Dr Bruce Wells shares his top 10 tips for achieving a happy work-life balance.
Answer these questions in as much detail as possible using a good old fashioned pen and sheet of paper (the act of writing things down is the most important step in the transformation process).
1. What type of life do you want? Many people struggle with creating a work-life balance because they are unsure what they want out of life – what job they should be doing, what partner they should have, where they should live. Living a life you love, that has you springing out of bed each morning, requires having a motivating purpose. To help you identify yours, make a list of your strengths (things you’re good at) and your values (things important to you). Your purpose may involve giving up your weekends to run a community help centre, being a fabulous partner and parent, or being the very best professional you can be.
2. Your values will determine your priorities. Living your values each and every day will reveal your priorities to you and show you where you should be investing your energy and time. If physical health is one of your highest values then you will always be conscious of your food habits, your exercising regime, and minimising alcohol usage. If you are unsatisfied with the meagre time you are spending at home with your family, decide to free up time from your work schedule. If it means having to settle for a smaller home, driving a Holden instead of an Audi, or attending your son’s football game instead of a business meeting, then so be it.

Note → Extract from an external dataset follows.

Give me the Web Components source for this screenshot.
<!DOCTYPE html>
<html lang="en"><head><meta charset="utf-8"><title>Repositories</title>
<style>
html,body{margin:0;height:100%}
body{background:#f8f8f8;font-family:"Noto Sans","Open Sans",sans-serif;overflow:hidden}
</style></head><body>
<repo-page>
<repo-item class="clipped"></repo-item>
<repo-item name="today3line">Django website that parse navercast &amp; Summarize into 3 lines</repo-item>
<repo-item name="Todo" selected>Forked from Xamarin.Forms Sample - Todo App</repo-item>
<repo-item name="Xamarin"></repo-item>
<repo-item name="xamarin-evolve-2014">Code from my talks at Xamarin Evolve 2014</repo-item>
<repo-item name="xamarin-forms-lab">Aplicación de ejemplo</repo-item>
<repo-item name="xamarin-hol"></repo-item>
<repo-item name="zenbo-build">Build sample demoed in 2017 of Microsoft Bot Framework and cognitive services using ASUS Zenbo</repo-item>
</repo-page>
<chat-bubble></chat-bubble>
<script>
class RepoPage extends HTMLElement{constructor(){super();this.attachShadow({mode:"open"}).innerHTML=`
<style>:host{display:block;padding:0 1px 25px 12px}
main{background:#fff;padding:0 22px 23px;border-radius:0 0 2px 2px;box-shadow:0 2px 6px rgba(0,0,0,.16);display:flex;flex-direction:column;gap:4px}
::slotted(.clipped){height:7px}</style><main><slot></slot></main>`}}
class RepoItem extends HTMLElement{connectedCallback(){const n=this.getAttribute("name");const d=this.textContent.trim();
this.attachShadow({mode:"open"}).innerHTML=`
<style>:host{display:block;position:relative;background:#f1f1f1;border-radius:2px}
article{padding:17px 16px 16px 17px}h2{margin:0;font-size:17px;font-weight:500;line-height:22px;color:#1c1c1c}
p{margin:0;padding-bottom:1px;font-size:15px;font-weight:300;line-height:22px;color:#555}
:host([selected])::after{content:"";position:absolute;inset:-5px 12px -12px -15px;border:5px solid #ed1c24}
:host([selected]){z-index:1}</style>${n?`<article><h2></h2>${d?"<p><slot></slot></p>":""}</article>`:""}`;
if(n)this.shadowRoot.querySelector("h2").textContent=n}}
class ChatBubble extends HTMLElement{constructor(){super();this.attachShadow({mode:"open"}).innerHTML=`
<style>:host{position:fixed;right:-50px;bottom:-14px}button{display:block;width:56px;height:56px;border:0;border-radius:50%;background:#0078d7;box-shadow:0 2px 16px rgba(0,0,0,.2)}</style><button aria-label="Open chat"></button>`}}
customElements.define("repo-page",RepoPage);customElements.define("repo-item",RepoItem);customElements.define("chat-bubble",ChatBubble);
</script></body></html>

3. Analyse how you use your time. Ninety percent of our daily actions are habitual so we can waste time without even being aware of it. On the plus side, being creatures of habits can allow us to easily map how we are using our time. Conduct a 7-day time audit for an average working week of all of your activities. You may be surprised by your findings. Do you need to check your emails every hour? How much time do you spend commuting? Are you regularly spending uninterrupted time with your partner, listening to each other’s concerns? Once you identify non-productive periods you can swap them with activities which more closely reflect your values.

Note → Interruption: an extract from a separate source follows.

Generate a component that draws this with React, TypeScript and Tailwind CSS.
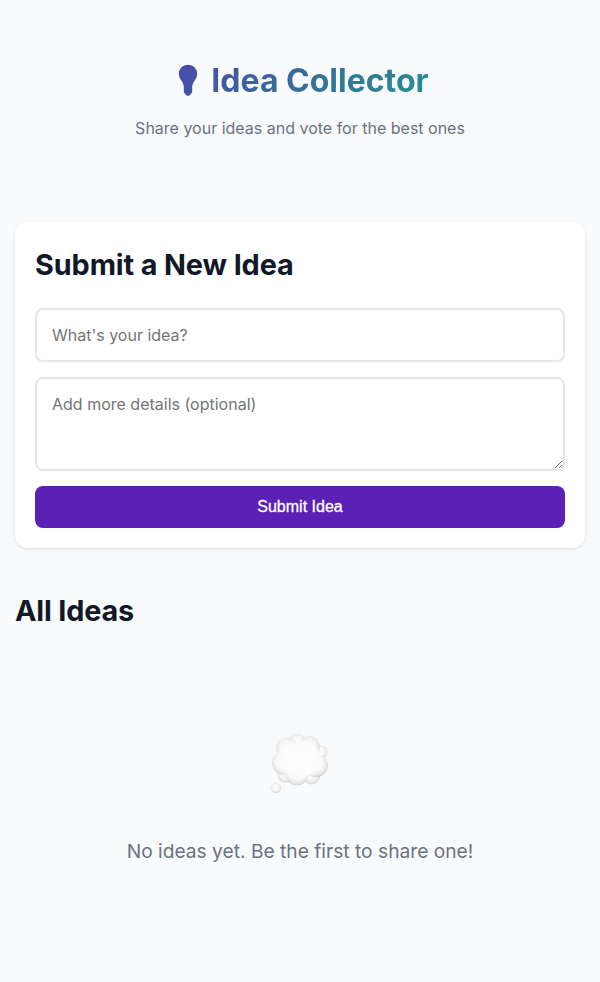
function Cloud() {
  return (
    <svg className="h-16 w-16" viewBox="268 731 64 64" aria-hidden="true">
      <defs>
        <radialGradient id="puff" cx="49%" cy="45%" r="54%">
          <stop offset="0%" stopColor="#fbfbfb" />
          <stop offset="55%" stopColor="#f6f6f7" />
          <stop offset="82%" stopColor="#e9e9ea" />
          <stop offset="100%" stopColor="#d3d3d5" />
        </radialGradient>
        <radialGradient id="core">
          <stop offset="0%" stopColor="#fdfdfd" />
          <stop offset="74%" stopColor="#fcfcfc" />
          <stop offset="100%" stopColor="#fcfcfc" stopOpacity="0" />
        </radialGradient>
      </defs>
      <g fill="url(#puff)">
        <ellipse cx="297.5" cy="740.5" rx="8" ry="6.5" />
        <circle cx="320.5" cy="752" r="7" />
        <circle cx="285.5" cy="774.5" r="8" />
        <circle cx="311.5" cy="776" r="8.5" />
        <ellipse cx="286.5" cy="748" rx="10.5" ry="10.5" />
        <ellipse cx="309.5" cy="747" rx="10.5" ry="11" />
        <ellipse cx="284" cy="763" rx="12" ry="11.5" />
        <ellipse cx="316" cy="765.5" rx="12" ry="11.5" />
        <ellipse cx="297" cy="773.5" rx="11.5" ry="12" />
        <circle cx="275.7" cy="788" r="5.2" />
      </g>
      <ellipse cx="299.5" cy="760" rx="25" ry="21" fill="url(#core)" />
    </svg>
  );
}

export default function App() {
  return (
    <div className="min-h-screen bg-[#f9fafb] px-[15px] pt-10 font-['Inter',sans-serif] text-[#111827]">
      <header className="pt-[21px] pb-[82px] text-center">
        <h1 className="flex h-10 items-center justify-center bg-[linear-gradient(135deg,#5b21b6,#10b981)] bg-clip-text pl-[7px] text-[32px] font-bold leading-10 text-transparent">
          <svg className="mr-[13px] mb-[2px] h-8 w-5" viewBox="178 64 20 32" aria-hidden="true">
            <defs>
              <linearGradient id="bulb" x1="178" y1="64" x2="198" y2="84" gradientUnits="userSpaceOnUse">
                <stop stopColor="#494ca9" />
                <stop offset="1" stopColor="#4354a5" />
              </linearGradient>
            </defs>
            <path
              fill="url(#bulb)"
              d="M188 64.7c-5.3 0-9.2 4-9.2 9.1 0 3 1.4 5.2 2.9 7.2 1.4 1.9 2 3.8 2.1 6.2v3.7c0 1.5.4 2.2 1.3 2.8.5 1.4 1.5 2.1 2.9 2.1s2.4-.7 2.9-2.1c.9-.6 1.3-1.3 1.3-2.8v-3.7c.1-2.4.7-4.3 2.1-6.2 1.5-2 2.9-4.2 2.9-7.2 0-5.1-3.9-9.1-9.2-9.1Z"
            />
          </svg>
          Idea Collector
        </h1>
        <p className="mt-[15px] text-base leading-6 text-[#6b7280]">Share your ideas and vote for the best ones</p>
      </header>
      <section className="rounded-xl bg-white p-5 shadow-sm">
        <h2 className="text-[28.8px] font-bold leading-[46px] tracking-[-0.1px]">Submit a New Idea</h2>
        <input className="mt-5 block h-[54px] w-full rounded-lg border-2 border-gray-200 px-[15px] text-base placeholder:text-[#757575]" placeholder="What's your idea?" />
        <textarea className="mt-[15px] block h-[94px] w-full resize-y rounded-lg border-2 border-gray-200 px-[15px] pt-[15px] text-base leading-5 placeholder:text-[#757575]" placeholder="Add more details (optional)" />
        <button className="mt-[15px] block h-[42px] w-full rounded-lg bg-[#5b21b6] pb-px font-['Liberation_Sans',Arial,sans-serif] text-base font-medium text-white [-webkit-text-stroke:0.3px_white]">Submit Idea</button>
      </section>
      <h2 className="mt-10 text-[28.8px] font-bold leading-[46px] tracking-[-0.15px]">All Ideas</h2>
      <div className="flex flex-col items-center pt-[97px]">
        <Cloud />
        <p className="mt-[41px] text-[19.2px] leading-[31px] text-[#6b7280]">No ideas yet. Be the first to share one!</p>
      </div>
    </div>
  );
}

4. Set boundaries. After examining your earlier time audit results you will be in a position to set limits on your work time and your personal time. Make the choice to only check and respond to emails at certain times of the day. Do the same with your phones and your use of the internet. Also, have set times for when you are in your home office. Finally, inform others of your boundaries regarding technology usage.
5. Renegotiate your work arrangements. Once you know exactly the type of life you want and where your priorities lie, you can think about renegotiating with your employer. Typical issues include reduced hours, more flexible hours such as working from home or working part-time, and leave options. If your employer is amenable to changing your office hours great; if not at least you know where you stand and can think about whether your job meets your needs.

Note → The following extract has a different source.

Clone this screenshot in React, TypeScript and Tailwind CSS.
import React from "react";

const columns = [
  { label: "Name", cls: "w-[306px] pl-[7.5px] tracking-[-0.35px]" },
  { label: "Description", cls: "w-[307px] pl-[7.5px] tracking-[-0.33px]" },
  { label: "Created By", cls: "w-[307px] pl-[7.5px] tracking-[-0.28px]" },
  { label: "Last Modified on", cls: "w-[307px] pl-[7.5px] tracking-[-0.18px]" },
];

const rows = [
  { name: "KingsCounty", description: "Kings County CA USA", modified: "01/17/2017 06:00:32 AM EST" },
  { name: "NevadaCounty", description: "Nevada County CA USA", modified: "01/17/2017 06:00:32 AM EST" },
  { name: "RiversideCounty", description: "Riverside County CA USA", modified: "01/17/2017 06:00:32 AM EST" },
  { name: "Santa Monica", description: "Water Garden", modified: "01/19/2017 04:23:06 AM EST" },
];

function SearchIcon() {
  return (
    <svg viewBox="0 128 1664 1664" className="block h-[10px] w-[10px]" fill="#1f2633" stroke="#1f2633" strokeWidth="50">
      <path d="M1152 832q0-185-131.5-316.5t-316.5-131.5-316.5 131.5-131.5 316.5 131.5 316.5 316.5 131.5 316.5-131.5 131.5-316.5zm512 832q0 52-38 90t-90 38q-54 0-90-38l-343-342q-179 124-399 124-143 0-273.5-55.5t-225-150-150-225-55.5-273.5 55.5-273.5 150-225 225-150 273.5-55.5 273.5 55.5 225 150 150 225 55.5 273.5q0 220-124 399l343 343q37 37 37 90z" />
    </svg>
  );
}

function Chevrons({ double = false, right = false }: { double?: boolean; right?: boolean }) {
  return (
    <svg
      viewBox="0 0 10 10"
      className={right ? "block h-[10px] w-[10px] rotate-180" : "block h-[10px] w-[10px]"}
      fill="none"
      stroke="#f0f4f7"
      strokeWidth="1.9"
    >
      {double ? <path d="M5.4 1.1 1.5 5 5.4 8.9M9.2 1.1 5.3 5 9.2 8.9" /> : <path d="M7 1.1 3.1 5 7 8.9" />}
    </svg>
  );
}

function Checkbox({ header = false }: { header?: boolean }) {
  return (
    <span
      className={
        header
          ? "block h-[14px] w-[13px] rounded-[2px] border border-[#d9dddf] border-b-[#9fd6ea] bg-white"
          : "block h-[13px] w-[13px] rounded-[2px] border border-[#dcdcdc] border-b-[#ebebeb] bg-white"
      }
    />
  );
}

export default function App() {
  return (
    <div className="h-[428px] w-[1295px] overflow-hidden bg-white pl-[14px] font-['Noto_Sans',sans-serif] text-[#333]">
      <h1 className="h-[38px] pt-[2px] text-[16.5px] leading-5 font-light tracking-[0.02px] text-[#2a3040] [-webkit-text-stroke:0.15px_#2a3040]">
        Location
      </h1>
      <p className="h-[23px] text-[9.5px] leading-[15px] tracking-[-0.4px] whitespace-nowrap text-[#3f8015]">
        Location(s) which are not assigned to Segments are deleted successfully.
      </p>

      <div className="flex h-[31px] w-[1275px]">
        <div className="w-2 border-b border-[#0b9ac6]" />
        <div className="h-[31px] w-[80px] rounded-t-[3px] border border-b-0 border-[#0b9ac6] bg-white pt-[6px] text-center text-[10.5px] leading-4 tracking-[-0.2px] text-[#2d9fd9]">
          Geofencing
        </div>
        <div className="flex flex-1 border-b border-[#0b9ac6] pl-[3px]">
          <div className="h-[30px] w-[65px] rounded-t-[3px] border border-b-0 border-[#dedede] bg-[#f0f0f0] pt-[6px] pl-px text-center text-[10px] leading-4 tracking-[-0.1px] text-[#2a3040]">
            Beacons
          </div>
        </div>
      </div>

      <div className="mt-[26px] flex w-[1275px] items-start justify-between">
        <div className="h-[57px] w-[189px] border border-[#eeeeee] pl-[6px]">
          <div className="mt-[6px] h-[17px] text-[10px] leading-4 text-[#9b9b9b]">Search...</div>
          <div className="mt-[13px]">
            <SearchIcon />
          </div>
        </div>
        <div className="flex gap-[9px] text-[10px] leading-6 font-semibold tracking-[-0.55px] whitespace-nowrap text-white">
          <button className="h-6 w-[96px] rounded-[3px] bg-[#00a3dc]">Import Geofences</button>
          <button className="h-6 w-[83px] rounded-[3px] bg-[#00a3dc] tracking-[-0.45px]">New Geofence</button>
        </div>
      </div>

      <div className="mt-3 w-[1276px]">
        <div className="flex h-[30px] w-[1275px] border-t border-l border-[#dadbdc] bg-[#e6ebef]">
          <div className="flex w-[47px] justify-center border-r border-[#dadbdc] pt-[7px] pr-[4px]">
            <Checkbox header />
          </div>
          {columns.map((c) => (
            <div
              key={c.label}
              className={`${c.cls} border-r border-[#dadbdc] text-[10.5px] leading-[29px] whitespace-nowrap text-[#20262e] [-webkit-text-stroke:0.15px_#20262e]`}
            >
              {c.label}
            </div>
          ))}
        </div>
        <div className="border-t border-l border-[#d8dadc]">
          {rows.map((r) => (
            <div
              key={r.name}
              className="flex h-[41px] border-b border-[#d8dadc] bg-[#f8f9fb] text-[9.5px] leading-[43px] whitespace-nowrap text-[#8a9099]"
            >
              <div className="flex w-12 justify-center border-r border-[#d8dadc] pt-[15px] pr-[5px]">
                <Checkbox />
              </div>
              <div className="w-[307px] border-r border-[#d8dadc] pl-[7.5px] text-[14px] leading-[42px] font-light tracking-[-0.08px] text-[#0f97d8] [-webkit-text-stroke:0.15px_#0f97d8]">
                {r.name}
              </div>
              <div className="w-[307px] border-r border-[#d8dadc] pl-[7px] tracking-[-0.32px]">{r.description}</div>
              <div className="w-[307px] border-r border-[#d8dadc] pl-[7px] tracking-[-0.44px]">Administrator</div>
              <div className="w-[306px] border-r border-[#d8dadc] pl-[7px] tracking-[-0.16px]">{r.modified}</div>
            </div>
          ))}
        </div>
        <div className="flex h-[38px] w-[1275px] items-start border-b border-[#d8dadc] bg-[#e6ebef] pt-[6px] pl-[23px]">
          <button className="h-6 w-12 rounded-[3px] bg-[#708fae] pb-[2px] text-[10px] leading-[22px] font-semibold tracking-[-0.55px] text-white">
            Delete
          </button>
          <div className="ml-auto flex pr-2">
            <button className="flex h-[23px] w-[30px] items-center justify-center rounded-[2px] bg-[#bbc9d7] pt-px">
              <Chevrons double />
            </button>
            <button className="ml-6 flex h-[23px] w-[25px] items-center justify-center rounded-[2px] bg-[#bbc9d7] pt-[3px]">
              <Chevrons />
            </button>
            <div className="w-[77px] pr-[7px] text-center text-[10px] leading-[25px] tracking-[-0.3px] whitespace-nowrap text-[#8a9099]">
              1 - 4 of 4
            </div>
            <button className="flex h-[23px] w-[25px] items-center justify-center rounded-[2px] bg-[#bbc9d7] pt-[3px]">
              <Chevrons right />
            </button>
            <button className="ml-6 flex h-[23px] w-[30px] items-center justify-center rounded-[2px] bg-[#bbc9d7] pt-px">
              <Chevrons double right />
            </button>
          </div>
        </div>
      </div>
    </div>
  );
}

6. Cultivate relationships. One of the best ways to develop greater resilience for coping with stress and change is surrounding yourself with positive relationships. But remember that it takes time and effort to nurture supportive relationships. Make it a habit to find out about people’s interests and keep an eye out for opportunities to help others. Give up your seat on the bus for the elderly gent, offer to buy a coffee for a colleague who can’t leave their desk, volunteer to collect another parent’s children from swimming training.
7. Express gratitude. This is one of the simplest and most powerful acts for instantly short-circuiting anxiety and increasing happiness in yourself and in others. Thank all those people whom you come into contact each day like the supermarket cashier, the bus driver, the receptionist at work, your partner. At night-time list five good things that happened to you during the day and when you wake up in the morning list five things in your life you are thankful for.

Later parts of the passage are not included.